Often when I hear carolers singing, my inner ear segues into “My Yiddishe Mamma.” A schmaltz pop song of the 1920s, it was part of a Christmas Eve service on a World War II battlefield.
Unlikely as that might now seem, it was a perfect musical metaphor for the values our GIs were defending. America was far from perfect; black people were second-class citizens. But it was a beacon of brotherhood compared with the totalitarian countries we were fighting. Japanese soldiers were drilled in the idea that Westerners were barbarians. Germans were taught that Jews were a pestilence that had to be eradicated at Auschwitz and Treblinka.
But on Dec. 24, 1942, a Catholic priest from Brooklyn, New York, and a Jewish boxer from Chicago put together a midnight Mass for U.S. Marines of various hues and creeds. The service was held amid the foxholes of Guadalcanal, a South Pacific island.
The story of the Rev. Fred Gehring and Barney Ross is worth reflecting upon this holiday season when our country is experiencing a wave of virulent intolerance for those who look different or worship differently than we do.
Like Gehring, Ross was once headed to a clerical career. His immigrant father was a Talmudic scholar who supported his family with a small grocery store in the Maxwell Street neighborhood. His fondest dream was that his son would attend a rabbinical seminary.
But when Barney Ross was 13, his father was killed by a stick-up man. Ross’ mother had a nervous breakdown, and his siblings had to be raised by relatives or sent to an orphanage. “It was just fate, I guess that dad was killed,” Ross told Arch Ward, the Tribune’s sports editor, in 1932.

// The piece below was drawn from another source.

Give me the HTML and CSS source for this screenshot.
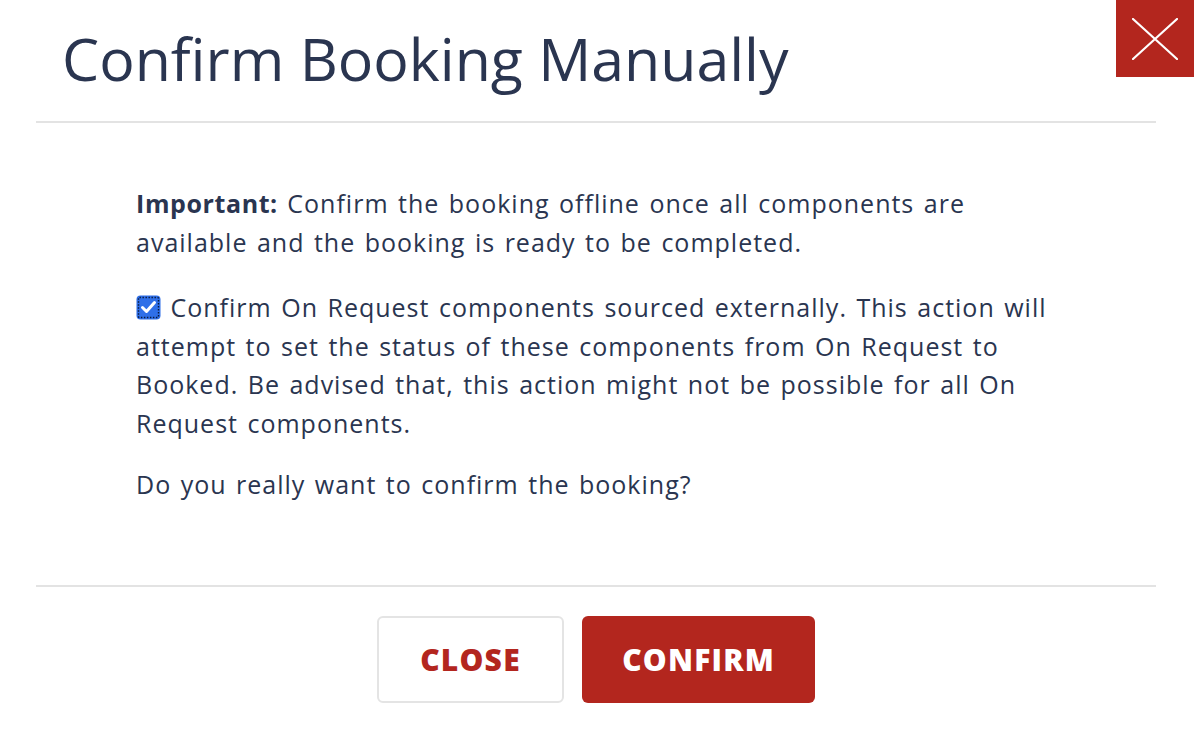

A child of the streets, Ross scraped out a marginal living until discovering the magic of his mitts. He started boxing and wound up the world champion of three weight classes. His purses enabled him to bring the Ross family back together.

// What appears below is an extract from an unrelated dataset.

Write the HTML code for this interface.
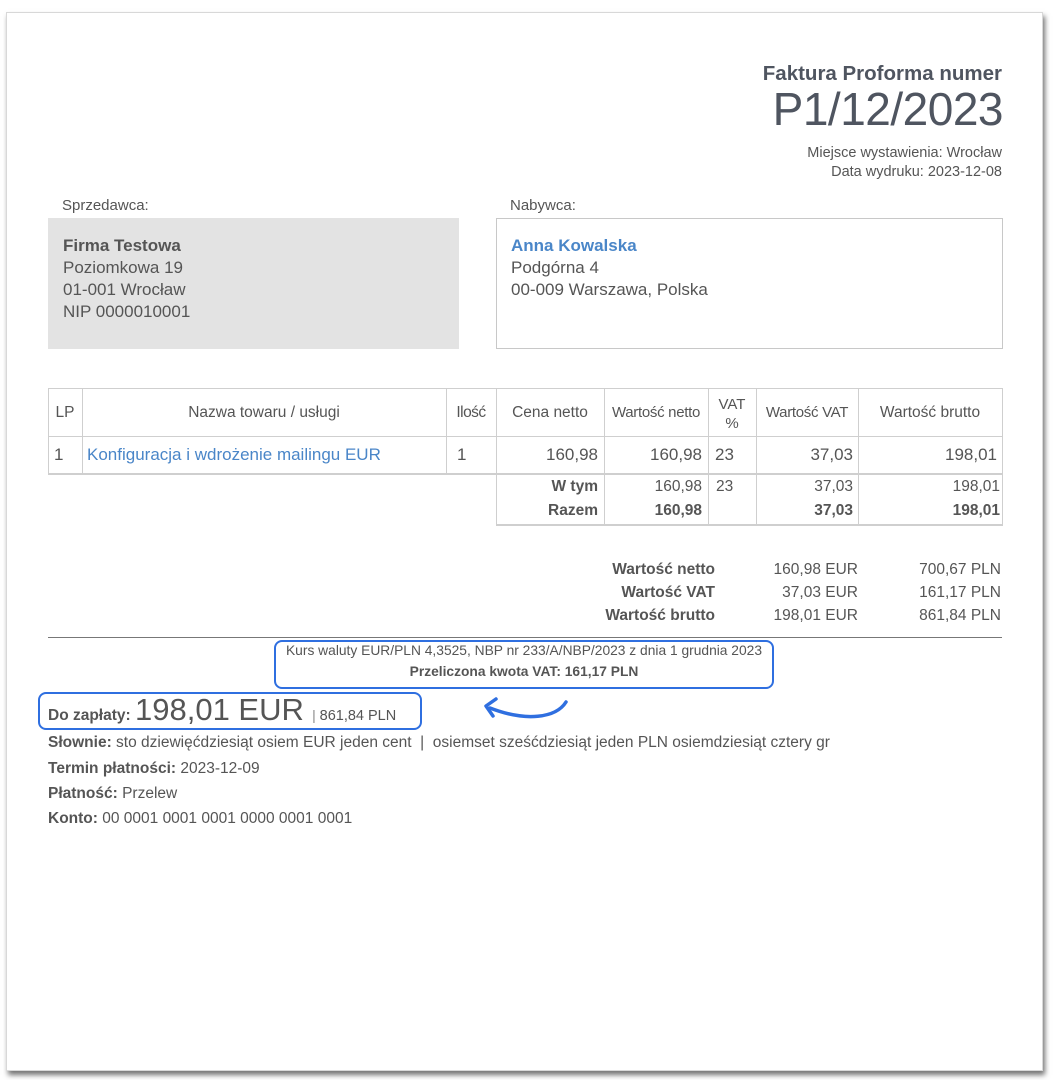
<!DOCTYPE html>
<html><head><meta charset="utf-8"><style>
html,body{margin:0;padding:0;background:#fff;width:1056px;height:1080px;overflow:hidden;font-family:"Liberation Sans",Arial,sans-serif;color:#555}
.page{position:absolute;left:6px;top:12px;width:1035px;height:1057px;background:#fff;border:1px solid #d8d8d8;box-shadow:2px 4px 5px rgba(0,0,0,.55)}
.t{position:absolute;white-space:nowrap;line-height:1}
.r{text-align:right}
.b{font-weight:bold}
.blue{color:#4a86c8}
.l{position:absolute;background:#cfcfcf}
</style></head><body>
<div class="page"></div>

<div class="t b r" style="right:54px;top:64px;font-size:20.5px;color:#4f5560">Faktura Proforma numer</div>
<div class="t r" style="right:53px;top:86px;font-size:46px;color:#4f5560;letter-spacing:-0.5px">P1/12/2023</div>
<div class="t r" style="right:54px;top:146px;font-size:14.5px">Miejsce wystawienia: Wrocław</div>
<div class="t r" style="right:54px;top:165px;font-size:14.5px">Data wydruku: 2023-12-08</div>

<div class="t" style="left:62px;top:198px;font-size:15px">Sprzedawca:</div>
<div class="t" style="left:510px;top:198px;font-size:15px">Nabywca:</div>
<div style="position:absolute;left:48px;top:218px;width:411px;height:131px;background:#e3e3e3"></div>
<div style="position:absolute;left:496px;top:218px;width:505px;height:129px;border:1px solid #c8c8c8"></div>
<div class="t" style="left:63px;top:235px;font-size:17px;line-height:22px">
<b>Firma Testowa</b><br>Poziomkowa 19<br>01-001 Wrocław<br>NIP 0000010001</div>
<div class="t" style="left:511px;top:235px;font-size:17px;line-height:22px">
<b class="blue">Anna Kowalska</b><br>Podgórna 4<br>00-009 Warszawa, Polska</div>

<div class="l" style="left:48px;top:388px;width:955px;height:1px"></div>
<div class="l" style="left:48px;top:436px;width:955px;height:1px"></div>
<div class="l" style="left:48px;top:473px;width:955px;height:2px"></div>
<div class="l" style="left:496px;top:524px;width:507px;height:2px"></div>
<div class="l" style="left:48px;top:388px;width:1px;height:86px"></div>
<div class="l" style="left:82px;top:388px;width:1px;height:86px"></div>
<div class="l" style="left:446px;top:388px;width:1px;height:86px"></div>
<div class="l" style="left:496px;top:388px;width:1px;height:137px"></div>
<div class="l" style="left:604px;top:388px;width:1px;height:137px"></div>
<div class="l" style="left:708px;top:388px;width:1px;height:137px"></div>
<div class="l" style="left:756px;top:388px;width:1px;height:137px"></div>
<div class="l" style="left:858px;top:388px;width:1px;height:137px"></div>
<div class="l" style="left:1002px;top:388px;width:1px;height:137px"></div>

<div class="t" style="left:48px;width:34px;text-align:center;top:405px;font-size:15.5px">LP</div>
<div class="t" style="left:82px;width:364px;text-align:center;top:405px;font-size:15.5px">Nazwa towaru / usługi</div>
<div class="t" style="left:446px;width:50px;text-align:center;top:405px;font-size:15.5px;letter-spacing:-0.5px">Ilość</div>
<div class="t" style="left:496px;width:108px;text-align:center;top:405px;font-size:15.5px">Cena netto</div>
<div class="t" style="left:604px;width:104px;text-align:center;top:405px;font-size:15px;letter-spacing:-0.3px">Wartość netto</div>
<div class="t" style="left:708px;width:48px;top:395px;font-size:15px;text-align:center;line-height:19px">VAT<br>%</div>
<div class="t" style="left:756px;width:102px;text-align:center;top:405px;font-size:15px;letter-spacing:-0.3px">Wartość VAT</div>
<div class="t" style="left:858px;width:144px;text-align:center;top:405px;font-size:15.5px">Wartość brutto</div>

<div class="t" style="left:54px;top:446px;font-size:17px">1</div>
<div class="t blue" style="left:87px;top:446px;font-size:17px">Konfiguracja i wdrożenie mailingu EUR</div>
<div class="t" style="left:457px;top:446px;font-size:17px">1</div>
<div class="t r" style="right:458px;top:446px;font-size:17px">160,98</div>
<div class="t r" style="right:354px;top:446px;font-size:17px">160,98</div>
<div class="t" style="left:715px;top:446px;font-size:17px">23</div>
<div class="t r" style="right:203px;top:446px;font-size:17px">37,03</div>
<div class="t r" style="right:59px;top:446px;font-size:17px">198,01</div>

<div class="t b r" style="right:458px;top:479px;font-size:15.5px">W tym</div>
<div class="t r" style="right:354px;top:479px;font-size:15.5px">160,98</div>
<div class="t" style="left:716px;top:479px;font-size:15.5px">23</div>
<div class="t r" style="right:203px;top:479px;font-size:15.5px">37,03</div>
<div class="t r" style="right:56px;top:479px;font-size:15.5px">198,01</div>
<div class="t b r" style="right:458px;top:503px;font-size:15.5px">Razem</div>
<div class="t b r" style="right:354px;top:503px;font-size:15.5px">160,98</div>
<div class="t b r" style="right:203px;top:503px;font-size:15.5px">37,03</div>
<div class="t b r" style="right:56px;top:503px;font-size:15.5px">198,01</div>

<div class="t b r" style="right:341px;top:558px;font-size:15.5px;line-height:23px">Wartość netto<br>Wartość VAT<br>Wartość brutto</div>
<div class="t r" style="right:198px;top:558px;font-size:15.5px;line-height:23px">160,98 EUR<br>37,03 EUR<br>198,01 EUR</div>
<div class="t r" style="right:55px;top:558px;font-size:15.5px;line-height:23px">700,67 PLN<br>161,17 PLN<br>861,84 PLN</div>

<div style="position:absolute;left:48px;top:637px;width:954px;height:1px;background:#777"></div>

<div style="position:absolute;left:274px;top:640px;width:496px;height:45px;border:2px solid #2f6fe0;border-radius:8px"></div>
<div class="t" style="left:276px;width:496px;text-align:center;top:644px;font-size:13.8px">Kurs waluty EUR/PLN 4,3525, NBP nr 233/A/NBP/2023 z dnia 1 grudnia 2023</div>
<div class="t b" style="left:276px;width:496px;text-align:center;top:665px;font-size:13.8px">Przeliczona kwota VAT: 161,17 PLN</div>

<div style="position:absolute;left:38px;top:692px;width:380px;height:34px;border:2px solid #2f6fe0;border-radius:8px"></div>
<div class="t" style="left:48px;top:695px;font-size:15.5px;line-height:30px"><b>Do zapłaty:</b> <span style="font-size:31px">198,01 EUR</span> <span style="font-size:14px;color:#888">&nbsp;|&nbsp;</span><span style="font-size:14.5px">861,84 PLN</span></div>

<svg style="position:absolute;left:478px;top:696px" width="96" height="30" viewBox="0 0 96 30">
<path d="M88 6 C78 22 48 26 12 12" fill="none" stroke="#2f6fe0" stroke-width="3.5" stroke-linecap="round"/>
<path d="M18 3 L8 10 L15 20" fill="none" stroke="#2f6fe0" stroke-width="3.5" stroke-linecap="round" stroke-linejoin="round"/>
</svg>

<div class="t" style="left:48px;top:735px;font-size:15.5px"><b>Słownie:</b> sto dziewięćdziesiąt osiem EUR jeden cent &nbsp;| &nbsp;osiemset sześćdziesiąt jeden PLN osiemdziesiąt cztery gr</div>
<div class="t" style="left:48px;top:761px;font-size:15.5px"><b>Termin płatności:</b> 2023-12-09</div>
<div class="t" style="left:48px;top:786px;font-size:15.5px"><b>Płatność:</b> Przelew</div>
<div class="t" style="left:48px;top:811px;font-size:15.5px"><b>Konto:</b> 00 0001 0001 0001 0000 0001 0001</div>
</body></html>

Retired from boxing and 33 years old, he enlisted upon hearing that the Japanese bombed Pearl Harbor. The military wanted to send him on morale-boosting tours. But insisting on seeing combat, Ross landed on Guadalcanal with B Company, 1st Battalion, 8th Marine Regiment.
There he met Gehring. They were two peas in a pod.
On Guadalcanal, Gehring rescued numerous missionaries trapped behind the Japanese lines, which earned him the Legion of Merit.
In mid-December, Ross found himself and other GIs trapped in a foxhole surrounded by the enemy. The only one not wounded, he held the Japanese at bay by firing his weapon and throwing grenades all night long. By morning, he and another Marine were the only ones alive. So he carried his buddy back to the American base.
Given narcotics for his wounds, Ross struggled with drug addiction after the war. He described kicking his habit in “God Was In My Corner” in the November 1947 edition of Coronet magazine.
But on the runup to Christmas in 1942, he was preoccupied with a favor the priest had asked of him. Gehring played the violin and found a portable organ. Ross was the only one who could play it, so Gehring asked if he would play “Silent Night” on Christmas Eve.
Ross said the only problem was he didn’t know the tune. It wasn’t much heard in the West Side neighborhood where he grew up. So Marines hummed it for Ross until he could play it by ear.
At midnight Mass, the war momentarily seemed far away as Ross accompanied hundreds of Marines singing:
“All is calm, all is bright.”
In the silence that followed, the priest asked Ross to do an encore. Perhaps something from his tradition?
He chose “My Yiddishe Mama,” which had been his boxing theme song and had been played as he shadowboxed and danced his way from a stadium’s dressing room to the ring.
It is about a Jew who terribly misses his or her mother. But the sentiment is universal. It is written in the mournful tones of a minor key that can move someone who doesn’t know a word of Yiddish.
And that is what happened on a jungle island, 76 Christmas Eves ago, as Ross recalled to columnist Jimmy Breslin:
“There was a Jewish kid playing an organ and singing in Yiddish about his mama and a Catholic priest standing next to him with a violin trying to help it sound nice, and all around there were guys who came from every religion and some of them didn’t even have one, but they were all crying and thinking about the same thing.”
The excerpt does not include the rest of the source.